Both are about enjoying British roads at British road speeds, which, as a palette cleanser to the latest swathe of 600hp, two-tonne performance cars, is just about perfect. As you might expect, both embrace the experience of motoring for motoring's sake, a notion that's alien to so many vehicles, owners and journeys, but at the heart of practically everything PH holds dear. Neither is intended as the raciest option in its manufacturer's lineup: they're mango and chilli sorbets on four wheels, for people who've likely already got a much heavier, much pricier main course. Or several of them.
The Seven, even one "designed to evoke the glamour, colour and joy of motoring in the 1970s", is like nothing else - probably then and now. Never do you just get in and drive; phone chargers, sun cream and snacks should be unpacked, with extra layers close at hand, shoes off to ensure one foot presses just one pedal and spindly lever heaved to adjust the "classically tailored" leather seat to fit. Time to get the k... D'oh. It's still wedged in your pocket. And the ignition barrel, as always, is nowhere to be seen, needing an ungracious fiddling around under the dash. With a twist and a wiggle and a starter button press, the Seven gargles into life. About nine minutes after you intended to set off.
Still, with launch procedure complete, the1600 is more than capable of putting a smile on your face. At the sort of speed where a mild hybrid V8 would be initiating the stop start, the Super 1600 is alive with feel and noise and raw energy. Of course that effervescence has its drawbacks when you have 300 miles to do, but for re-appreciating the joy of operating a car, a Seven has no equal.
The newly throttle bodied Ford Sigma plays a leading role, gurgling like a contented toddler even at low revs. Somehow it seems louder than a standard Seven, too, though that could just be the effect of a long hiatus. Certainly there's never any doubt that the retro Seven is more than just old fashioned wings and a period colour palette.
The first slip road with everything warmed up is almost sufficient to have you turn around, sign the finance agreement and keep the 1600 forever. It sounds that good. The amiable induction gurgle becomes a growl at middling revs, redolent of Escorts in the forest and classic Alfa touring cars, before maturing into a menacing bark as the needle points right. Over the final 1,250rpm or so, through the orange paint to the cutout at 7,000, the Seven snarls and rasps like it's a Revival racer, a classic four-cylinder soundtrack that takes a lot of beating. That it is complemented by a short, sharp manual gearbox which only heightens the experience, third offering an encore performance of second gear's joyous concert until up to cruising speed. To think the model's launch film was artily shot at Beachy Head; they should have just stuffed a GoPro under the bonnet...

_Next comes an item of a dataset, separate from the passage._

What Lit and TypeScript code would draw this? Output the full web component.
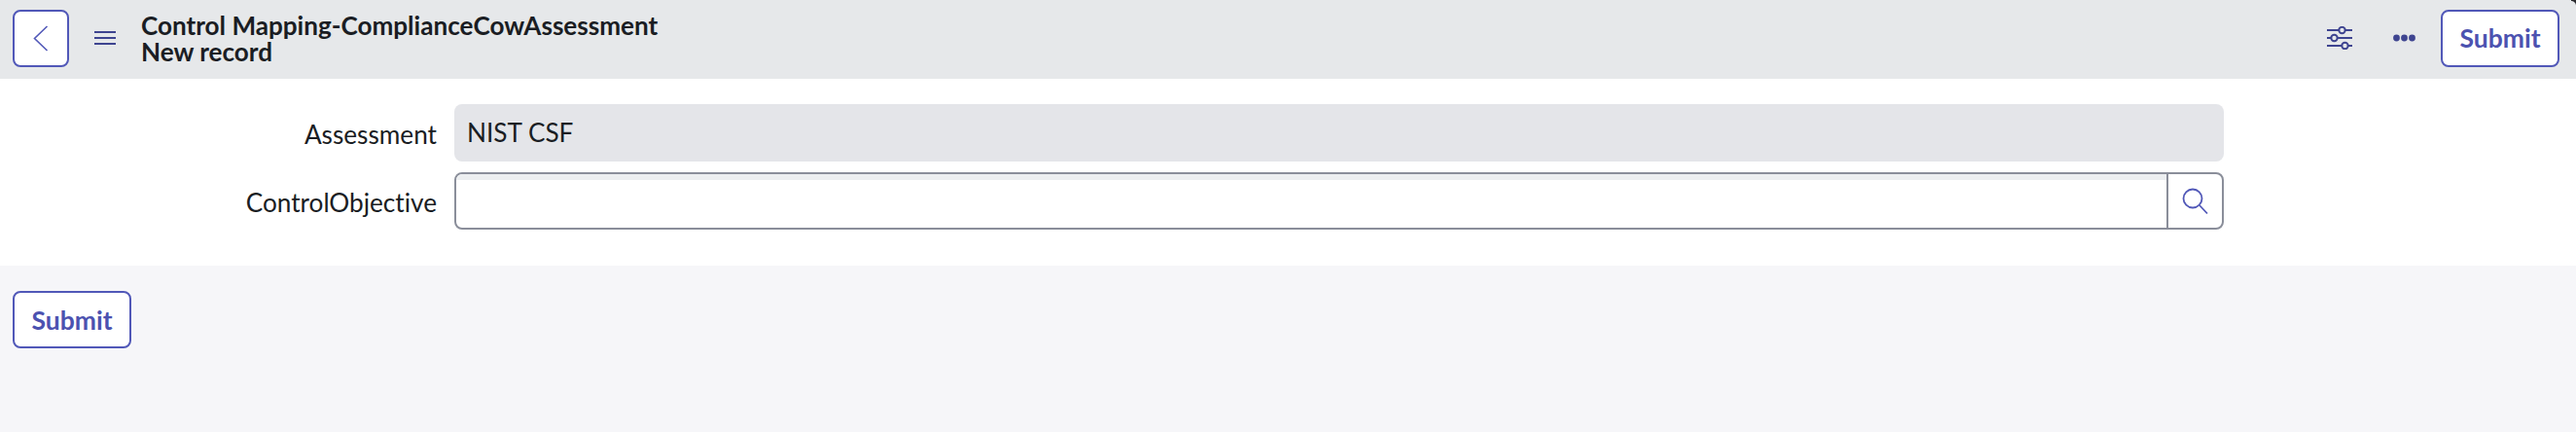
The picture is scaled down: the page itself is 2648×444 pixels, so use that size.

More pertinent to this comparison, the Seven shows how crucial a soundtrack is to truly joyous motoring. A day blatting up and down gears in this 1600 was more rewarding than a month of two-second 0-62mph EV sprints. And while we should all be supportive of an electrified future, there has to be a sustainable way to keep engines like this on the road as well. Because they're an absolute treat.
On a motorway the Super Seven is like every other: loud, busy, windy, hot and cold simultaneously and pretty snug. It's why they're so popular as experience cars, like banana boats or base jumps, though not really a viable long-distance travel arrangement. A leather seat and wood Moto-Lita don't change that, no matter how many nostalgia buttons its maker is trying to push.
It's a familiar trade-off though, and right now might be the best time to be on the right side of it. With so many cars striving to deliver a synthetic, augmented version of driving thrills, the appeal of something this pure goes through the roof. And this is honestly one of the less intimate Sevens, with a wheel that feels like it belongs on a ship and seats that don't really grasp you tight enough. But no matter - this remains a narrow, exploitable, absorbing sports car, one with peerless steering, adjustable balance to suit your every whim and the sort of inertia-free agility that no amount of technology can replicate. In the sunshine, on a winding country road, roof stowed and the throttle bodies blaring, the Seven is an unmitigated joy. Not to the level of more senior Sevens, because it lacks a limited-slip diff and a propely focused suspension setup - but so far beyond any other modern-day sports car they barely warrant comparison.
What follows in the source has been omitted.